MIREX 2018 submissions

The 2018 edition of MIREX, the Music Information Retrieval Evaluation eXchange, was the sixth in a row for which we at the Centre for Digital Music submitted a set of Vamp audio analysis plugins for evaluation. For the third year in a row, the set of plugins we submitted was entirely unchanged — these are increasingly antique methods, but we have continued to submit them with the idea that they could provide a useful year-on-year baseline at least. It also gives me a good reason to take a look at the MIREX results and write this little summary post, although I’m a bit late with it this year, having missed the end of 2018 entirely!

For reference, the past five years’ posts can be found at: 2017, 2016, 2015, 2014, and 2013.

Structural Segmentation

No results appear to have been published for this task in 2018; I don’t know why. Last time around, ours was the only entry. Maybe it was the only entry again, and since it was unchanged, there was no point in running the task.

Multiple Fundamental Frequency Estimation and Tracking

After 2017’s feast with 14 entries, 2018 is a famine with only 3, two of which were ours and the third of which (which I can’t link to, because its abstract is missing) was restricted to a single subtask, in which it got reasonable results. Results pages are here and here.

Audio Onset Detection

Almost as many entries as last time, and a new convolutional network from Axel Röbel et al disrupts the tidy sweep of Sebastian Böck’s group at the top of the results table. Our simpler methods are squarely at the bottom this time around. Röbel’s submission has a nice informative abstract which casts more light on the detailed result sets and is well worth a read. Results here.

Audio Beat Tracking

Pure consolidation: all the 2018 entries are repeats from 2017, and all perform identically (with the methods from Böck et al doing better than our plugins). Every year I say that this doesn’t feel like a solved problem, and it still doesn’t — the results we’re seeing here still don’t seem all that close to human performance, but perhaps there are misleading properties to the evaluation. Results here, here, here.

Audio Tempo Estimation

This is a busier category, with a new dataset and a few new submissions. The new dataset is most intriguing: all of the submissions perform better with the new dataset than the older one, except for our QM Tempo Tracker plugin, which performs much, much worse with the new one than the old!

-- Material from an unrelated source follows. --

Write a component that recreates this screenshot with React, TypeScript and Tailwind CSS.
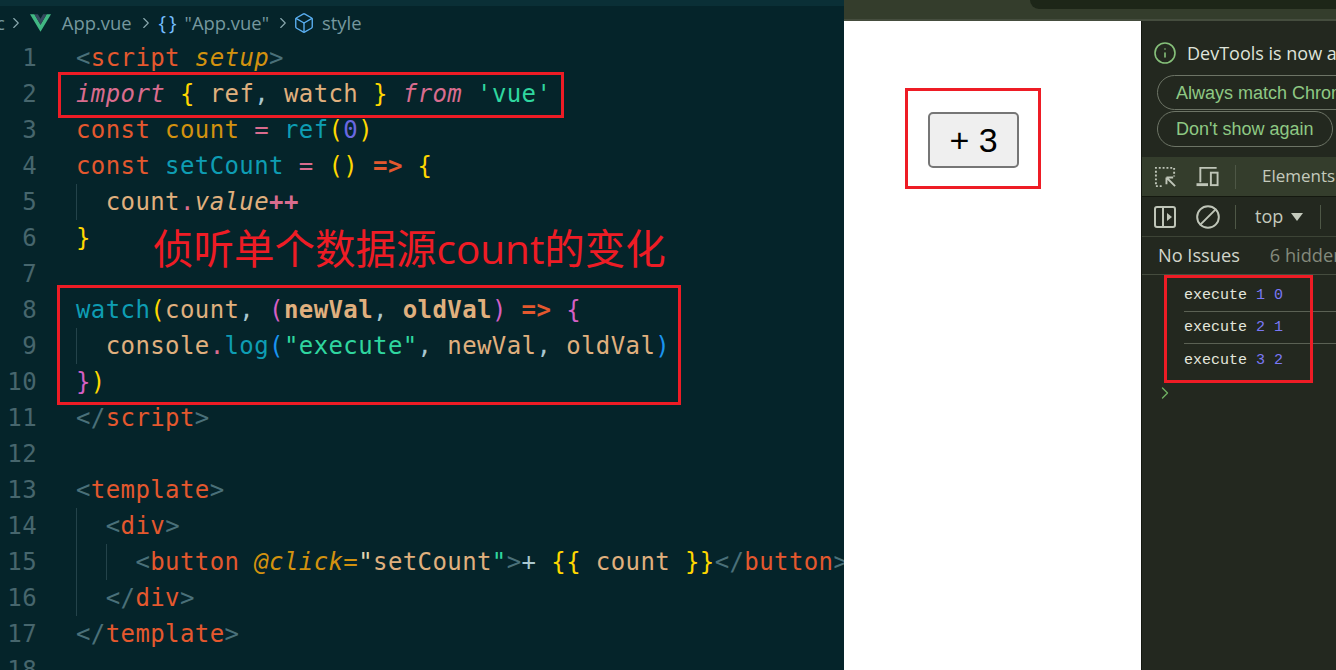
import { Ban, Box, ChevronRight, Info } from "lucide-react";
import type { ReactNode } from "react";

const tag = "text-[#4a7079]";
const name = "text-[#e4582e]";
const attr = "text-[#d3920f] italic";
const kw = "text-[#d96c8e] italic";
const op = "text-[#d96c8e]";
const plain = "text-[#e0b07e]";
const fn = "text-[#0e9db3]";
const str = "text-[#2fd69f]";
const yellow = "text-[#ffd700]";
const pink = "text-[#d45fc4]";
const blue = "text-[#1a94f0]";
const decl = "text-[#e4582e]";

function Guide({ depth = 1 }: { depth?: number }) {
  return (
    <>
      <span className="absolute top-0 left-0 h-9 w-px bg-[#24434a]" />
      {depth > 1 && <span className="absolute top-0 left-[30px] h-9 w-px bg-[#24434a]" />}
    </>
  );
}

function Line({ n, guides = 0, children }: { n: number; guides?: number; children?: ReactNode }) {
  return (
    <div className="flex h-9 items-center whitespace-pre">
      <span className="w-[37px] shrink-0 text-right text-[#47666d]">{n}</span>
      <div className="relative ml-[39px] flex h-9 items-center">
        {guides > 0 && <Guide depth={guides} />}
        <span>{children}</span>
      </div>
    </div>
  );
}

function CodePane() {
  return (
    <div className="flex w-[844px] shrink-0 flex-col overflow-hidden bg-[#05242a]">
      <div className="h-1.5 shrink-0 bg-[#0a2f36]" />
      <div className="flex h-[34px] shrink-0 items-center whitespace-pre font-['Open_Sans',sans-serif] text-[18.4px] text-[#76989f]">
        <span className="-ml-1">c</span>
        <ChevronRight className="ml-[2px] h-[18px] w-[18px] text-[#8aa9af]" strokeWidth={1.5} />
        <svg viewBox="0 0 24 20" className="ml-[5px] h-[18px] w-[21px]">
          <path d="M0 0h5l7 12L19 0h5L12 20z" fill="#41b883" />
          <path d="M5 0h4l3 5 3-5h4l-7 12z" fill="#35495e" />
        </svg>
        <span className="ml-[11px]">App.vue</span>
        <ChevronRight className="ml-[5px] h-[18px] w-[18px] text-[#8aa9af]" strokeWidth={1.5} />
        <span className="ml-[4px] text-[20px] tracking-[3px] text-[#75beff]">{"{}"}</span>
        <span className="ml-[5px]">"App.vue"</span>
        <ChevronRight className="ml-[5px] h-[18px] w-[18px] text-[#8aa9af]" strokeWidth={1.5} />
        <Box className="ml-[1px] h-[22px] w-[22px] text-[#5aaef0]" strokeWidth={1.5} />
        <span className="ml-[7px]">style</span>
      </div>
      <div className="font-['DejaVu_Sans_Mono',monospace] text-[24px] tracking-[0.4px]">
        <Line n={1}>
          <span className={tag}>&lt;</span>
          <span className={name}>script</span> <span className={attr}>setup</span>
          <span className={tag}>&gt;</span>
        </Line>
        <Line n={2}>
          <span className={kw}>import</span> <span className={yellow}>{"{"}</span> <span className={plain}>ref</span>
          <span className="text-[#a9c7cf]">,</span> <span className={plain}>watch</span>{" "}
          <span className={yellow}>{"}"}</span> <span className={kw}>from</span> <span className={str}>'vue'</span>
        </Line>
        <Line n={3}>
          <span className={decl}>const</span> <span className="text-[#d3920f]">count</span>{" "}
          <span className={op}>=</span> <span className={fn}>ref</span>
          <span className={yellow}>(</span>
          <span className="text-[#6a68e0]">0</span>
          <span className={yellow}>)</span>
        </Line>
        <Line n={4}>
          <span className={decl}>const</span> <span className={fn}>setCount</span> <span className={op}>=</span>{" "}
          <span className={yellow}>()</span> <span className="font-bold text-[#e4582e]">=&gt;</span>{" "}
          <span className={yellow}>{"{"}</span>
        </Line>
        <Line n={5} guides={1}>
          {"  "}
          <span className={plain}>count</span>
          <span className={op}>.</span>
          <span className={`${plain} italic`}>value</span>
          <span className={`${op} font-bold`}>++</span>
        </Line>
        <Line n={6}>
          <span className={yellow}>{"}"}</span>
        </Line>
        <Line n={7} />
        <Line n={8}>
          <span className={fn}>watch</span>
          <span className={yellow}>(</span>
          <span className={plain}>count</span>
          <span className="text-[#a9c7cf]">,</span> <span className={pink}>(</span>
          <span className={`${plain} font-bold`}>newVal</span>
          <span className="text-[#a9c7cf]">,</span> <span className={`${plain} font-bold`}>oldVal</span>
          <span className={pink}>)</span> <span className="font-bold text-[#e4582e]">=&gt;</span>{" "}
          <span className={pink}>{"{"}</span>
        </Line>
        <Line n={9} guides={1}>
          {"  "}
          <span className={plain}>console</span>
          <span className={op}>.</span>
          <span className={fn}>log</span>
          <span className={blue}>(</span>
          <span className={str}>"execute"</span>
          <span className="text-[#a9c7cf]">,</span> <span className={plain}>newVal</span>
          <span className="text-[#a9c7cf]">,</span> <span className={plain}>oldVal</span>
          <span className={blue}>)</span>
        </Line>
        <Line n={10}>
          <span className={pink}>{"}"}</span>
          <span className={yellow}>)</span>
        </Line>
        <Line n={11}>
          <span className={tag}>&lt;/</span>
          <span className={name}>script</span>
          <span className={tag}>&gt;</span>
        </Line>
        <Line n={12} />
        <Line n={13}>
          <span className={tag}>&lt;</span>
          <span className={name}>template</span>
          <span className={tag}>&gt;</span>
        </Line>
        <Line n={14} guides={1}>
          {"  "}
          <span className={tag}>&lt;</span>
          <span className={name}>div</span>
          <span className={tag}>&gt;</span>
        </Line>
        <Line n={15} guides={2}>
          {"    "}
          <span className={tag}>&lt;</span>
          <span className={name}>button</span> <span className={attr}>@click=</span>
          <span className="text-[#e0d8b0]">"</span>
          <span className={plain}>setCount</span>
          <span className={str}>"</span>
          <span className={tag}>&gt;</span>
          <span className="text-[#a9c7cf]">+</span> <span className={yellow}>{"{{"}</span>{" "}
          <span className={plain}>count</span> <span className={yellow}>{"}}"}</span>
          <span className={tag}>&lt;/</span>
          <span className={name}>button</span>
          <span className={tag}>&gt;</span>
        </Line>
        <Line n={16} guides={1}>
          {"  "}
          <span className={tag}>&lt;/</span>
          <span className={name}>div</span>
          <span className={tag}>&gt;</span>
        </Line>
        <Line n={17}>
          <span className={tag}>&lt;/</span>
          <span className={name}>template</span>
          <span className={tag}>&gt;</span>
        </Line>
        <Line n={18} />
      </div>
    </div>
  );
}

function InspectIcon() {
  return (
    <svg viewBox="0 0 24 24" className="h-[23px] w-[23px]" fill="none" stroke="#bfc5b8" strokeWidth="2">
      <path d="M2 20V3h19v9" strokeDasharray="2 2" />
      <path d="M2 22h8" strokeDasharray="2 2" />
      <path d="M13 13l9 9M13 13h7M13 13v7" />
    </svg>
  );
}

function DeviceIcon() {
  return (
    <svg viewBox="0 0 24 24" className="h-[23px] w-[24px]" fill="none" stroke="#bfc5b8" strokeWidth="2">
      <path d="M4 18V3h17" />
      <path d="M0 20.5h12" strokeWidth="3" />
      <rect x="15" y="8" width="7" height="13" />
    </svg>
  );
}

function PanelIcon() {
  return (
    <svg viewBox="0 0 22 22" className="h-[22px] w-[22px]" fill="none" stroke="#bfc5b8" strokeWidth="2">
      <rect x="1" y="1" width="20" height="20" rx="2" />
      <path d="M9 1v20" />
      <path d="M13 7l5 4-5 4z" fill="#bfc5b8" stroke="none" />
    </svg>
  );
}

function LogRow({ a, b, last }: { a: number; b: number; last?: boolean }) {
  return (
    <div className={`flex h-8 items-center pt-[2px] whitespace-pre ${last ? "" : "border-b border-[#5b6154]"}`}>
      <span className="text-[#e3e6dc]">execute</span>
      <span className="text-[#7a78f5]"> {a} {b}</span>
    </div>
  );
}

function DevTools() {
  return (
    <div className="flex min-w-0 flex-1 flex-col overflow-hidden border-l border-[#14180f] bg-[#23281f] font-['Liberation_Sans',sans-serif]">
      <div className="flex shrink-0 flex-col pt-[21px] pl-[11px]">
        <div className="flex h-[22px] items-center whitespace-nowrap text-[#dfe3da]">
          <Info className="h-6 w-6 shrink-0 text-[#86c07a]" strokeWidth={1.6} />
          <span className="ml-[10px] font-['Open_Sans',sans-serif] text-[18px]">DevTools is now a</span>
        </div>
        <div className="mt-[11px] ml-[4px] flex flex-col gap-px text-[18px] text-[#8fc884]">
          <div className="flex h-[35px] w-[200px] items-center rounded-full border border-[#6d7466] pt-[2px] pl-[18px] whitespace-nowrap">
            Always match Chrome
          </div>
          <div className="flex h-[36px] w-[176px] items-center rounded-full border border-[#6d7466] pl-[18px] whitespace-nowrap">
            Don't show again
          </div>
        </div>
      </div>
      <div className="mt-[10px] flex h-10 shrink-0 items-center border-b border-[#14180f] bg-[#343d2c] pl-[12px] whitespace-nowrap">
        <InspectIcon />
        <span className="ml-[19px]">
          <DeviceIcon />
        </span>
        <span className="ml-[15px] h-6 w-px bg-[#4e5746]" />
        <span className="ml-[26px] -translate-y-px font-['Open_Sans',sans-serif] text-[17px] text-[#c4cabc]">Elements</span>
      </div>
      <div className="flex h-10 shrink-0 items-center border-b border-[#3d4436] pl-[12px] whitespace-nowrap">
        <PanelIcon />
        <Ban className="ml-[19px] h-[26px] w-[26px] -scale-x-100 text-[#bfc5b8]" strokeWidth={1.8} />
        <span className="ml-[14px] h-6 w-px bg-[#4e5746]" />
        <span className="ml-[19px] font-['Open_Sans',sans-serif] text-[18px] text-[#c4cabc]">top</span>
        <span className="ml-2 h-0 w-0 border-x-[6px] border-t-[8px] border-x-transparent border-t-[#c4cabc]" />
        <span className="ml-[17px] h-6 w-px bg-[#4e5746]" />
      </div>
      <div className="flex h-[38px] shrink-0 items-center border-b border-[#454c3e] pl-[16px] font-['Open_Sans',sans-serif] text-[18.2px] whitespace-nowrap">
        <span className="text-[#d2d6cb]">No Issues</span>
        <span className="ml-4 h-6 w-px bg-[#4e5746]" />
        <span className="ml-[14px] text-[#838a7c]">6 hidden</span>
      </div>
      <div className="mt-[5px] ml-[42px] font-['Liberation_Mono',monospace] text-[15px]">
        <LogRow a={1} b={0} />
        <LogRow a={2} b={1} />
        <LogRow a={3} b={2} last />
      </div>
      <ChevronRight className="mt-[7px] ml-[13px] h-5 w-5 text-[#6fb062]" strokeWidth={1.6} />
    </div>
  );
}

export default function App() {
  return (
    <div className="relative flex h-[670px] w-[1336px] overflow-hidden bg-[#05242a]">
      <CodePane />
      <div className="flex min-w-0 flex-1 flex-col">
        <div className="relative h-[21px] shrink-0 border-b-2 border-[#454d3e] bg-[#343d2c]">
          <div className="absolute top-0 right-0 left-[186px] h-[9px] rounded-bl-[10px] bg-[#1d2618]" />
        </div>
        <div className="flex min-h-0 flex-1">
          <div className="flex w-[297px] shrink-0 items-start bg-white pt-[91px] pl-[84px]">
            <button className="h-14 w-[91px] rounded-[5px] border-2 border-[#767676] bg-[#efefef] font-['Liberation_Sans',sans-serif] text-[34px] leading-none text-black">
              + 3
            </button>
          </div>
          <DevTools />
        </div>
      </div>

      {/* annotations drawn over the screenshot */}
      <div className="absolute top-[72px] left-[58px] h-[46px] w-[506px] border-[3px] border-[#ee1c25]" />
      <div className="absolute top-[285px] left-[57px] h-[120px] w-[624px] border-[3px] border-[#ee1c25]" />
      <div className="absolute top-[88px] left-[905px] h-[101px] w-[136px] border-[3px] border-[#ee1c25]" />
      <div className="absolute top-[275px] left-[1164px] h-[108px] w-[149px] border-[3px] border-[#ee1c25]" />
      <div className="absolute top-[219px] left-[153px] font-['Open_Sans','Noto_Sans_CJK_SC',sans-serif] text-[40.5px] leading-[60px] whitespace-nowrap text-[#ee1c25]">
        侦听单个数据源count的变化
      </div>
    </div>
  );
}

I believe the new dataset is of electronic dance music, so it’s likely that much of it is high tempo, perhaps tripping our plugin into half-tempo octave errors. We could probe this next time by tweaking the submission protocol a little. Submissions are asked to output two tempo estimates, and the results report whether either of them was correct. Because our plugin only produces one estimate, we lazily submit half of that estimate as our second estimate (with a much lower salience score). But if our single estimate was actually half of the “true” value, as is plausible for fast music, we would see better scores from submitting double instead of half as the second estimate.

Results are here and here.

Audio Key Detection

Some novelty here from a pair of template-based methods from the Universitat Autonoma de Barcelona, one attributed to Galin and Castells-Rufas and the other to Castells-Rufas and Galin. Their performance is not a million miles away from our own template-based key estimation plugin.

The strongest results appear to be from a neural network method from Korzeniowski et al at JKU, an updated version of one of last year’s better-performing submissions, an implementation of which can be found in the madmom library.

Results are here.

Audio Chord Estimation

A lively (or daunting) category. A team from Fudan University in Shanghai, whence came two of the previous year’s strongest submissions, is back with another new method, an even stronger set of results, and once again a very readable abstract; and the JKU team have an updated model, just as in the key detection category, which also performs extremely impressively. Meanwhile a separate submission from JKU, due to Stefan Gasser and Franz Strasser, would have been at the very top had it been submitted a year earlier, but is now a little way behind. Convolutional neural networks are involved in all of these.

Our Chordino submission can still be described as creditable. Results can be found here.